Keep your filter outlet face the water surface to break it to stop it building up a bio-film.
 
Never use feeder fish, full of parasites and lack nutrition.
 
When I do a water change I connect my siphon to a garden hose that drains to my backyard. To refill I attach the garden hose to my kitchen faucet, add Prime to tank and refill with hose. No buckets.:good:
 
it's Friday everyone.....that's a good enough excuse to add some more!
 
half a dozen hand towels in the cupboard for fish use only

other than that, i cant think of anything "zomg amazing" its all just common sense really.

I suppose the best advice would be, never to do anything on the cheap, save your pennies and do a quality job. Things last longer and you worry less.
 
Keep a lot of the bags the fish come in, they can come in useful.

Keep a bottle of clove oil in and be prepared to pop your euthanising cherry if need be rather than umming and ahhing about it for days.

(...and I like to clove oil fish in a fish bag - see, practical tip!)
 
humm, keep a knife sharp in case you need to lop off some heads. saves messing around with bags and clove oil. :D
 
humm, keep a knife sharp in case you need to lop off some heads. saves messing around with bags and clove oil. :D

"I couldn't possibly hurt a fishy in such a way!"
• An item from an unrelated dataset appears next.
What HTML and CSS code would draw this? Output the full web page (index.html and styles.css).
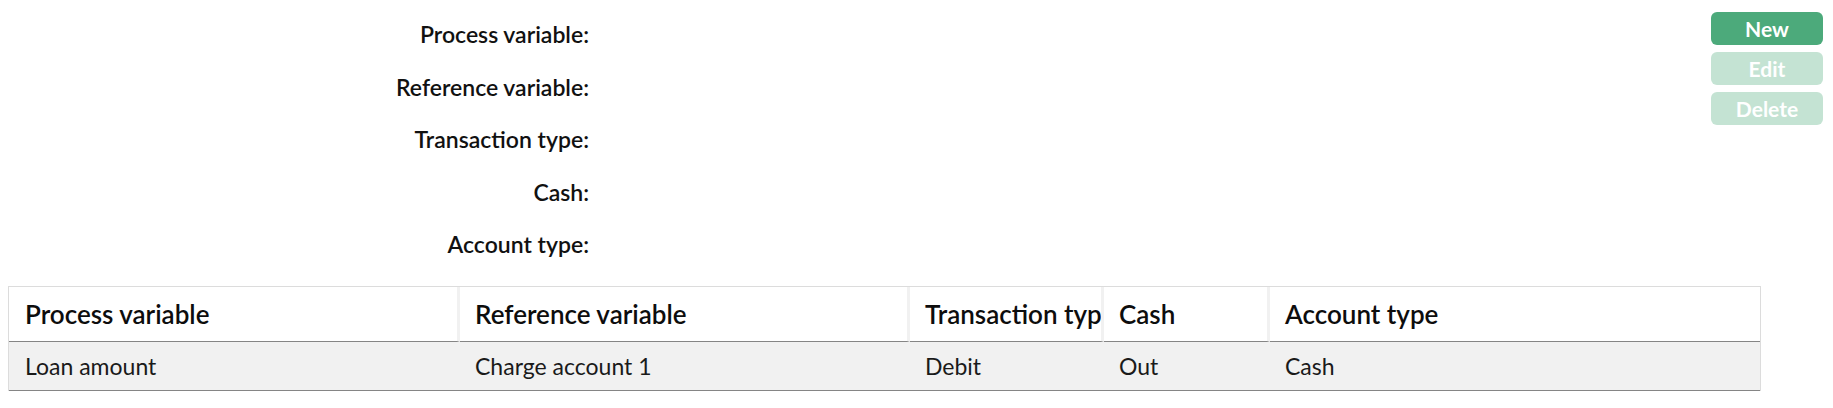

I like clove oil...smells Christmassy. I have hummed Last Christmas while offing a harlequin before.
 
When wanting to remove a couple of hundred young bristle noses from a planted tank with all sorts of timber and stuff in the tank, I use a breeding net/ cage that I left drop to the bottom of the tank and bait it with some tempting food. Then sit back and wait for the bristle noses to hop in the net to feed. Really easy to then just lift the net/ cage and have a heap of bristle noses that can then be put into a different tank. Also easy to reset the "trap" over and over again. This also works well for Corydoras but not so sure it will work so well for most loaches although my Borneo Suckers are often obliging and will go in for certain foods.

When doing water changes I have a length of clear pipe/ hose with a screw on metal mesh strainer that even baby shrimp can't disappear up, it's a lot easier than mucking around attaching nets to the end of a hose and easy to clean the mesh by either giving it a quick rub while in the tank or just back flush the whole set up when finished.

I have the same metal mesh strainer on the inside of my 1000L goldfish pond as well as on the overflow pipe, that way no fish are lost either in heavy rain or when draining the pond for its yearly clean out.
 
Dont take advice from your lfs, if it sounds like its good advice, always double check here - < thats one of the best tips you'll ever hear!